The other thing we have always watched carefully is how accelerators are being adopted to push performance. On the November ranking, there were 152 machines with some form of acceleration, up a smidgen as has been the case for sequential growth in this area for the past four lists and overall growth in the past fifteen years since accelerators came into being with ClearSpeed’s floating point accelerators, which were pushed out of the market by Nvidia’s GPUs.
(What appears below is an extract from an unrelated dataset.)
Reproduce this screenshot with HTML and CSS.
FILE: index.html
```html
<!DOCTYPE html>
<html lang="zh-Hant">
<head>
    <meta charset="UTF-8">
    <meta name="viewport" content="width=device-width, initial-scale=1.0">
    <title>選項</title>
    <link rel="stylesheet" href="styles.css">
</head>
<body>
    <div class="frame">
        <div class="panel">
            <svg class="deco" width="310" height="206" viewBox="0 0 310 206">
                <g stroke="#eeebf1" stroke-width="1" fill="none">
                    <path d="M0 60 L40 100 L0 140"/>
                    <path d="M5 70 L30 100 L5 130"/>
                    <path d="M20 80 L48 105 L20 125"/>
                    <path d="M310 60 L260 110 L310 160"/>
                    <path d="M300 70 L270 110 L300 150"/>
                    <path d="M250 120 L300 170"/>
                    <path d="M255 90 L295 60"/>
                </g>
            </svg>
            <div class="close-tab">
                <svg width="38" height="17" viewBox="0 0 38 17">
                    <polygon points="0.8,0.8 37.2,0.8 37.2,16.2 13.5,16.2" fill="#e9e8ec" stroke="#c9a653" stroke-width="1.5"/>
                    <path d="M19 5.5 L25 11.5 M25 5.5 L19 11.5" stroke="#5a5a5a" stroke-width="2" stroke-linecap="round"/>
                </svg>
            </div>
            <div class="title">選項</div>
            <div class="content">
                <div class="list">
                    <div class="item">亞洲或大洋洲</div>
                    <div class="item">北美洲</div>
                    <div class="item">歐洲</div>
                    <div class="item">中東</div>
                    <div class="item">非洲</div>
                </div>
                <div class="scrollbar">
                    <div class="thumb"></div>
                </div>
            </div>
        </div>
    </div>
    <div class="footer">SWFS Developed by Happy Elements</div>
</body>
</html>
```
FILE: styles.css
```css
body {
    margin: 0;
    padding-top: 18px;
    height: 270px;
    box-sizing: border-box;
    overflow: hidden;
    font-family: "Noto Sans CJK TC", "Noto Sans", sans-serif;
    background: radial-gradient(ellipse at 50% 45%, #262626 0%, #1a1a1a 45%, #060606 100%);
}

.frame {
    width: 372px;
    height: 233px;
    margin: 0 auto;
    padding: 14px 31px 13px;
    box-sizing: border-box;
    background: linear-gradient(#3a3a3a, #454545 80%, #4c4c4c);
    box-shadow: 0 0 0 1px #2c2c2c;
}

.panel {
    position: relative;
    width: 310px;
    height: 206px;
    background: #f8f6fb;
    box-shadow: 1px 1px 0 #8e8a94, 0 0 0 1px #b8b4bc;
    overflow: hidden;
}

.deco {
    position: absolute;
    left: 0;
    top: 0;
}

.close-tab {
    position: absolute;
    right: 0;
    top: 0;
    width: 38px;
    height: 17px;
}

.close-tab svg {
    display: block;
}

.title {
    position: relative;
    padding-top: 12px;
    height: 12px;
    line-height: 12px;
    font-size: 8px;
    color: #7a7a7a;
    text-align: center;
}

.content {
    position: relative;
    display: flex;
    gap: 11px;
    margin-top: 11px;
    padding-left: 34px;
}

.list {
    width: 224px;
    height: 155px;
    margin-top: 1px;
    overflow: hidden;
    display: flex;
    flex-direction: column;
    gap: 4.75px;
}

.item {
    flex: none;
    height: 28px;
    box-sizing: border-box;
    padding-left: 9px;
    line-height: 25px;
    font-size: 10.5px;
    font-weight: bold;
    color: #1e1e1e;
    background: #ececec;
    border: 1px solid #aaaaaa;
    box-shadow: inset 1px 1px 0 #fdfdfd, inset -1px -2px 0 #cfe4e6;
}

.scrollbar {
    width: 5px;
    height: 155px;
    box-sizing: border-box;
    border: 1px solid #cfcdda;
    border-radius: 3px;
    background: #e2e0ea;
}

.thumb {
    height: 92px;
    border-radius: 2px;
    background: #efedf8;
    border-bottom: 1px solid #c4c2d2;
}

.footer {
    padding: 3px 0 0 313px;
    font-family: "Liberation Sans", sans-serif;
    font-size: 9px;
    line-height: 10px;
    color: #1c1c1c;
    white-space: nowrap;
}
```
The question is, will the competition between AMD, Intel, and Nvidia in GPU compute expand the market in supercomputing, driving a higher percentage of attach rate, or will it just carve up the territory already established by Nvidia? The latter is certainly easier than the former in the short term, and it is debatable whether all of the HPC applications in the world can be updated to use hybrid CPU-GPU architectures. It will be interesting to see if AI augmentation techniques compel HPC centers to adjust their simulation and modeling codes for GPU acceleration, not only expanding the market for GPUs in HPC, but also expanding the workflow in HPC applications with the addition of AI to the HPC stack. Over the long haul, there is no reason to believe that acceleration of some sort won’t be normal. But it could turn out that CPU-based simulation coupled with CPU-based inference will be the mode for running simulations, while GPU-based acceleration of HPC and AI training are used to create the hybrid applications. In other words, organizations might have two different supercomputers: One to train the AI to do HPC, and one to run the HPC simulations themselves on machines with embedded AI inference.